Search code examples
iosiphoneswiftios10sfspeechrecognizer

SFSpeechRecognizer (Siri Transcription) Timeout Error on iOS App


In my iOS app, I am trying to transcribe prerecorded audio using iOS 10's latest feature, the Speech API.

Multiple sources including the documentation have stated that the audio duration limit for the Speech API (more specifically SFSpeechRecognizer) is 1 minute.

In my code, I have found that any audio files with a length of about 15 seconds or more, will get the following error.

Error Domain=kAFAssistantErrorDomain Code=203 "SessionId=com.siri.cortex.ace.speech.session.event.SpeechSessionId@50a8e246, Message=Timeout waiting for command after 30000 ms" UserInfo={NSLocalizedDescription=SessionId=com.siri.cortex.ace.speech.session.event.SpeechSessionId@50a8e246, Message=Timeout waiting for command after 30000 ms, NSUnderlyingError=0x170248c40 {Error Domain=SiriSpeechErrorDomain Code=100 "(null)"}}

I have searched all over the internet and have not been able to find a solution to this. There also have been people with the same problem. Some people suspect that it's a problem with Nuance.

It is also worth noting that I do get partial results from the transcription process.

Here's the code from my iOS app. ` // Create a speech recognizer request object. let srRequest = SFSpeechURLRecognitionRequest(url: location) srRequest.shouldReportPartialResults = false

    sr?.recognitionTask(with: srRequest) { (result, error) in
        if let error = error {
            // Something wrong happened
            print(error.localizedDescription)
        } else {
            if let result = result {
                print(4)
                print(result.bestTranscription.formattedString)
                if result.isFinal {
                    print(5)
                    transcript = result.bestTranscription.formattedString
                    print(result.bestTranscription.formattedString)

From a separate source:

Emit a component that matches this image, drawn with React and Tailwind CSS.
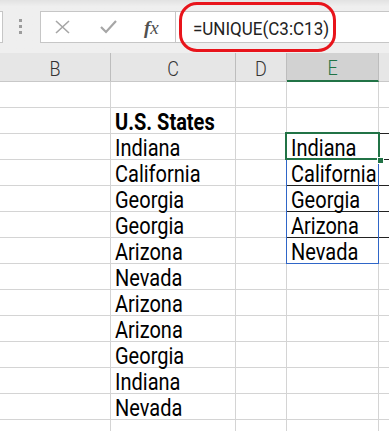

                    // Store the transcript into the database.
                    print("\nSiri-Transcript: " + transcript!)

                    // Store the audio transcript into Firebase Realtime Database
                    self.firebaseRef = FIRDatabase.database().reference()

                    let ud = UserDefaults.standard
                    if let uid = ud.string(forKey: "uid") {
                        print("Storing the transcript into the database.")
                        let path = "users" + "/" + uid + "/" + "siri_transcripts" + "/" + date_recorded + "/" + filename.components(separatedBy: ".")[0]
                        print("transcript database path: \(path)")
                        self.firebaseRef.child(path).setValue(transcript)
                    }
                }
            }
        }
    }`

Thank you for your help.


Solution

  • I haven't confirmed my answer aside from someone else running into the same problem but I believe it is an undocumented limit on prerecorded audio.